3 days and counting.

I hate myself.

Friday, 1 July 2011


My ex had many faults, but his grammar and punctuation was excellent. It was chief among the attributes I found so attractive in him. This may tell you a lot about our relationship.

Anyway, being an editor and therefore surrounded by similarly anal word Nazis, it wasn't until I launched myself onto the dating scene that I encountered the all encompassing wave of emoticons that had entered our communication landscape.* There they are in their ubiquitous glory - winking, blinking, smiling, crying - and probably even puking. I am surrounded. I have not however, even once, given in and used one . . . until a boy made me do it.

I can't believe I caved! I've slagged them off in dating profiles and on dates (I'm a really fun date me) and I've learnt to mentally filter out the winky, blinky, tongue sticky outy smiley faces that deface the billet doux of our digital age. I no longer fume at the idea that I am not capable of deducing someone's tone without a gigantic flashing signpost pointing me in the right direction but neither have a I EVER, EVER used one. In fact I have one friend who communicates with me solely with emoticons these days just to piss me off. I claim not to understand a word he says.

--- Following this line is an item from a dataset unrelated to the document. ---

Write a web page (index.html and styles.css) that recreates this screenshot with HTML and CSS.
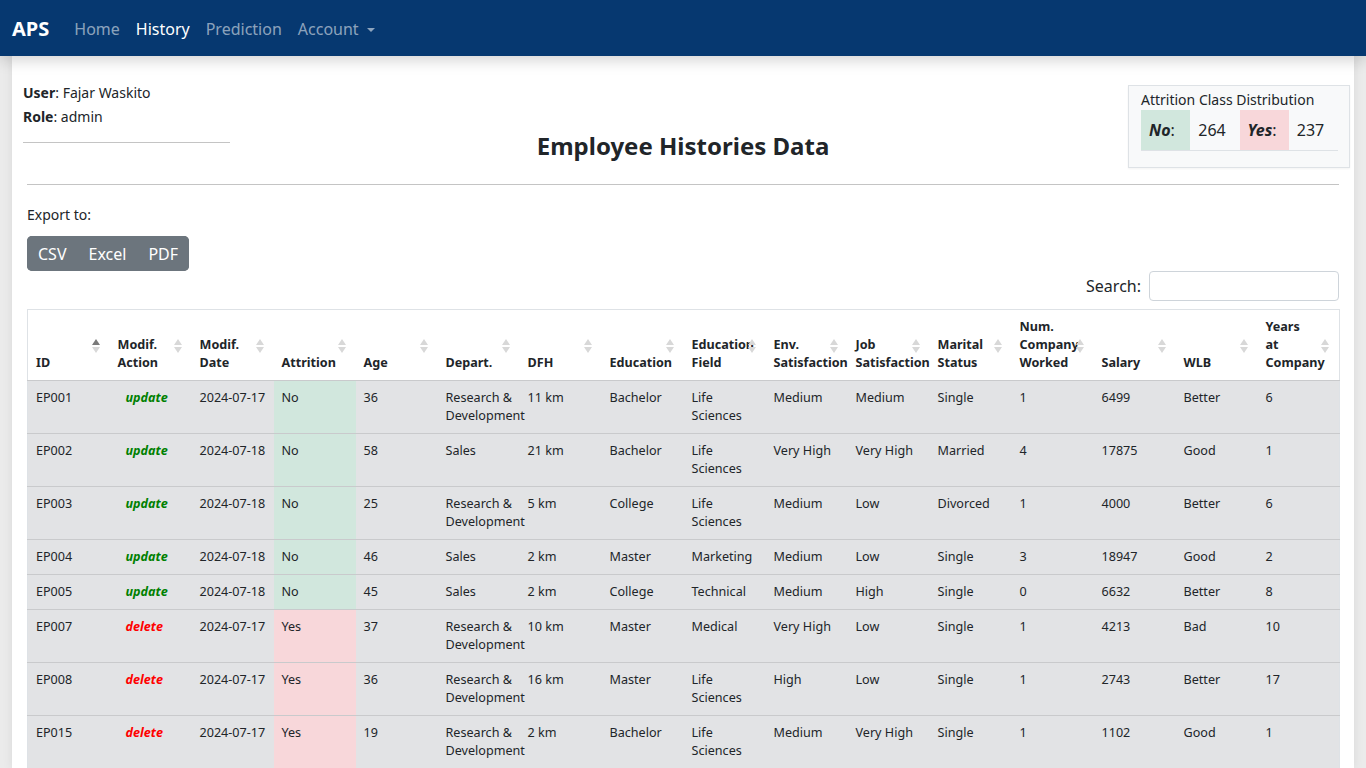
FILE: index.html
```html
<!DOCTYPE html>
<html lang="en">
<head>
<meta charset="utf-8">
<title>APS - History</title>
<link rel="stylesheet" href="styles.css">
</head>
<body>
<nav class="navbar">
  <a class="brand" href="#">APS</a>
  <a class="nav-link" href="#">Home</a>
  <a class="nav-link active" href="#">History</a>
  <a class="nav-link" href="#">Prediction</a>
  <a class="nav-link dropdown" href="#">Account <span class="caret"></span></a>
</nav>

<main class="container">
  <section class="page-head">
    <div class="user-info">
      <div><b>User</b>: Fajar Waskito</div>
      <div><b>Role</b>: admin</div>
      <hr class="user-rule">
    </div>
    <h1 class="title">Employee Histories Data</h1>
    <div class="dist-wrap">
      <div class="dist-box">
        <div class="dist-title">Attrition Class Distribution</div>
        <table class="dist-table">
          <tr>
            <td class="bg-no"><b><i>No</i></b>:</td>
            <td>264</td>
            <td class="bg-yes"><b><i>Yes</i></b>:</td>
            <td>237</td>
          </tr>
        </table>
      </div>
    </div>
  </section>

  <hr class="main-rule">

  <section class="data-section">
    <div class="export-label">Export to:</div>
    <div class="btn-group">
      <button class="btn">CSV</button>
      <button class="btn">Excel</button>
      <button class="btn">PDF</button>
    </div>
    <div class="search-row">
      <label>Search:</label>
      <input type="search" class="search-input">
    </div>

    <table class="data-table">
      <thead>
        <tr>
          <th class="sort-asc">ID</th>
          <th>Modif. Action</th>
          <th>Modif. Date</th>
          <th>Attrition</th>
          <th>Age</th>
          <th>Depart.</th>
          <th>DFH</th>
          <th>Education</th>
          <th>Education Field</th>
          <th>Env. Satisfaction</th>
          <th>Job Satisfaction</th>
          <th>Marital Status</th>
          <th>Num. Company Worked</th>
          <th>Salary</th>
          <th>WLB</th>
          <th>Years at Company</th>
        </tr>
      </thead>
      <tbody>
        <tr>
          <td>EP001</td><td class="act-update">update</td><td>2024-07-17</td><td class="bg-no">No</td><td>36</td>
          <td>Research&nbsp;&amp; Development</td><td>11 km</td><td>Bachelor</td><td>Life Sciences</td><td>Medium</td>
          <td>Medium</td><td>Single</td><td>1</td><td>6499</td><td>Better</td><td>6</td>
        </tr>
        <tr>
          <td>EP002</td><td class="act-update">update</td><td>2024-07-18</td><td class="bg-no">No</td><td>58</td>
          <td>Sales</td><td>21 km</td><td>Bachelor</td><td>Life Sciences</td><td>Very High</td>
          <td>Very High</td><td>Married</td><td>4</td><td>17875</td><td>Good</td><td>1</td>
        </tr>
        <tr>
          <td>EP003</td><td class="act-update">update</td><td>2024-07-18</td><td class="bg-no">No</td><td>25</td>
          <td>Research&nbsp;&amp; Development</td><td>5 km</td><td>College</td><td>Life Sciences</td><td>Medium</td>
          <td>Low</td><td>Divorced</td><td>1</td><td>4000</td><td>Better</td><td>6</td>
        </tr>
        <tr>
          <td>EP004</td><td class="act-update">update</td><td>2024-07-18</td><td class="bg-no">No</td><td>46</td>
          <td>Sales</td><td>2 km</td><td>Master</td><td>Marketing</td><td>Medium</td>
          <td>Low</td><td>Single</td><td>3</td><td>18947</td><td>Good</td><td>2</td>
        </tr>
        <tr>
          <td>EP005</td><td class="act-update">update</td><td>2024-07-18</td><td class="bg-no">No</td><td>45</td>
          <td>Sales</td><td>2 km</td><td>College</td><td>Technical</td><td>Medium</td>
          <td>High</td><td>Single</td><td>0</td><td>6632</td><td>Better</td><td>8</td>
        </tr>
        <tr>
          <td>EP007</td><td class="act-delete">delete</td><td>2024-07-17</td><td class="bg-yes">Yes</td><td>37</td>
          <td>Research&nbsp;&amp; Development</td><td>10 km</td><td>Master</td><td>Medical</td><td>Very High</td>
          <td>Low</td><td>Single</td><td>1</td><td>4213</td><td>Bad</td><td>10</td>
        </tr>
        <tr>
          <td>EP008</td><td class="act-delete">delete</td><td>2024-07-17</td><td class="bg-yes">Yes</td><td>36</td>
          <td>Research&nbsp;&amp; Development</td><td>16 km</td><td>Master</td><td>Life Sciences</td><td>High</td>
          <td>Low</td><td>Single</td><td>1</td><td>2743</td><td>Better</td><td>17</td>
        </tr>
        <tr>
          <td>EP015</td><td class="act-delete">delete</td><td>2024-07-17</td><td class="bg-yes">Yes</td><td>19</td>
          <td>Research&nbsp;&amp; Development</td><td>2 km</td><td>Bachelor</td><td>Life Sciences</td><td>Medium</td>
          <td>Very High</td><td>Single</td><td>1</td><td>1102</td><td>Good</td><td>1</td>
        </tr>
      </tbody>
    </table>
  </section>
</main>
</body>
</html>
```

FILE: styles.css
```css
* { box-sizing: border-box; }

html, body {
  margin: 0;
  padding: 0;
}

body {
  background: #ebebeb;
  font-family: "Noto Sans", "Open Sans", sans-serif;
  color: #212529;
  font-size: 16px;
  line-height: 1.5;
}

/* Navbar */
.navbar {
  position: relative;
  z-index: 2;
  height: 56px;
  background: #063870;
  display: flex;
  align-items: center;
  padding: 2px 12px 0 12px;
  box-shadow: 0 4px 14px rgba(0, 0, 0, 0.18);
}

.brand {
  color: #fff;
  font-weight: 700;
  font-size: 20px;
  text-decoration: none;
  margin-right: 17px;
}

.nav-link {
  color: rgba(255, 255, 255, 0.55);
  text-decoration: none;
  font-size: 16px;
  padding: 8px 8px;
}

.nav-link.active {
  color: #fff;
}

.caret {
  display: inline-block;
  width: 0;
  height: 0;
  margin-left: 4px;
  vertical-align: 3px;
  border-left: 4px solid transparent;
  border-right: 4px solid transparent;
  border-top: 4px solid rgba(255, 255, 255, 0.55);
}

/* Container */
.container {
  margin: 0 12px;
  background: #fff;
  padding: 0 15px 0 15px;
  min-height: 712px;
  box-shadow: 0 0 10px rgba(0, 0, 0, 0.08);
}

.page-head {
  display: grid;
  grid-template-columns: 1fr auto 1fr;
  padding-top: 25px;
  margin: 0 -11px 0 -4px;
}

.user-info {
  font-size: 14px;
  line-height: 24px;
}

.user-rule {
  width: 207px;
  margin: 13px 0 0 0;
  border: 0;
  border-top: 1px solid #c4c4c4;
}

.title {
  margin: 0 7px 0 0;
  align-self: start;
  padding-top: 48px;
  font-size: 24px;
  line-height: 34px;
  font-weight: 700;
}

.dist-wrap {
  display: flex;
  justify-content: flex-end;
  padding-top: 4px;
}

.dist-box {
  width: 222px;
  height: 83px;
  background: #f8f9fa;
  border: 1px solid #dee2e6;
  padding: 4px 12px 0 12px;
  box-shadow: 0 1px 2px rgba(0, 0, 0, 0.05);
}

.dist-title {
  font-size: 14px;
  line-height: 20px;
}

.dist-table {
  border-collapse: collapse;
  width: 197px;
}

.dist-table td {
  height: 40px;
  padding: 0 8px;
  font-size: 16px;
  border-bottom: 1px solid #dee2e6;
  width: 49px;
}

.main-rule {
  margin: 16px 0 0 0;
  border: 0;
  border-top: 1px solid #c4c4c4;
}

/* data section */
.export-label {
  margin-top: 19px;
  font-size: 14px;
  line-height: 22px;
}

.btn-group {
  display: inline-flex;
  margin-top: 10px;
  background: #6c757d;
  border-radius: 5px;
  overflow: hidden;
}

.btn {
  border: 0;
  background: #6c757d;
  color: #fff;
  font-family: inherit;
  font-size: 16px;
  line-height: 24px;
  padding: 6px 11px 5px 11px;
}

.search-row {
  display: flex;
  justify-content: flex-end;
  align-items: center;
  gap: 8px;
  margin-top: 0px;
}

.search-row label {
  font-size: 16px;
}

.search-input {
  width: 190px;
  height: 30px;
  border: 1px solid #ced4da;
  border-radius: 4px;
  background: #fff;
}

/* data table */
.data-table {
  margin-top: 8px;
  width: 1313px;
  table-layout: fixed;
  border-collapse: collapse;
  border: 1px solid #dee2e6;
  font-size: 12.6px;
  line-height: 18px;
}

.data-table th {
  position: relative;
  text-align: left;
  vertical-align: bottom;
  font-weight: 700;
  padding: 8px 30px 8px 8px;
  background: #fff;
}

.data-table th::before,
.data-table th::after {
  content: "";
  position: absolute;
  right: 10px;
  width: 0;
  height: 0;
  border-left: 4px solid transparent;
  border-right: 4px solid transparent;
}

.data-table th::before {
  top: 29px;
  border-bottom: 6px solid #d8d8d8;
}

.data-table th::after {
  top: 37px;
  border-top: 6px solid #d8d8d8;
}

.data-table th.sort-asc::before {
  border-bottom-color: #7a7a7a;
}

.data-table td {
  vertical-align: top;
  padding: 8px;
  background: #e2e3e5;
  border-top: 1px solid #c9cacc;
}

.data-table td:nth-child(3) {
  white-space: nowrap;
}

.data-table td.bg-no,
.dist-table td.bg-no {
  background: #d1e7dd;
}

.data-table td.bg-yes,
.dist-table td.bg-yes {
  background: #f8d7da;
}

.data-table td.act-update,
.data-table td.act-delete {
  font-weight: 700;
  font-style: italic;
  padding-left: 16px;
}

.act-update { color: #008000; }
.act-delete { color: #ff0000; }
```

So how on earth did I stoop so low? It was a boy wot made me do it. A hot boy who I never should have sent that last text to. And I NEVER should have included that smiley. And the worst of it? 23 hours later and HE STILL HASN'T REPLIED.

I hate myself.

*Yes, I am aware (thank you Wikipedia) that smileys have a rich heritage traceable back as far as the 19th century and I'm sure they're not actually the root of all evil. It's a personal thing - I fucking hate them.